To make them searchable, put them in a database, so that you can query pieces with any combinations of indexing vocabulary.
A step back to the problem itself. The problem of building a puzzle can be easy (P) or hard (NP), depending of whether the pieces fit only one neighbour, or many. If there is only one fit for each edge, then you just find, for each piece/side its neighbour and you're done (O(#pieces*#sides)). If some pieces allow multiple fits into different neighbours, then, in order to complete the whole puzzle, you may need backtracking (because you made a wrong choice and you get stuck).
However, the first problem to solve is how to represent pieces. If you want to represent arbitrary shapes, then you can probably use transparency or masks to represent which areas of a tile are actually part of the piece. If you use square shapes then the problem may be easier. In the latter case, you can consider the last row of pixels on each side of the square and match it with the most similar row of pixels that you find across all other pieces.

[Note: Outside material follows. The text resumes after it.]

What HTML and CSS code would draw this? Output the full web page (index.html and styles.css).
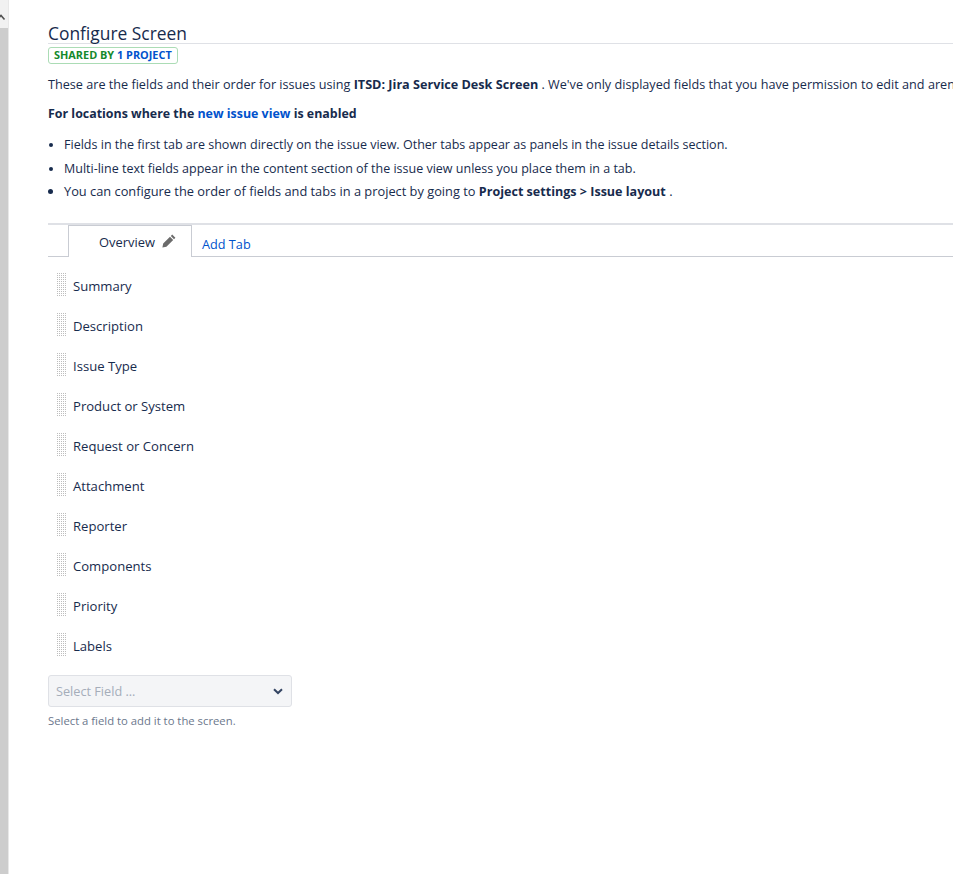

You can use the second approach to actually help you solve a real puzzle, despite the fact that you use square tiles. Real puzzles are normally built upon a NxM grid of pieces. When scanning the image from the box, you split it into the same NxM grid of square tiles, and get the system to solve that. The problem is then to visually map the actual squiggly piece that you hold in your hand with a tile inside the system (when they are small and uniformly coloured). But you get the same problem if you represent arbitrary shapes internally.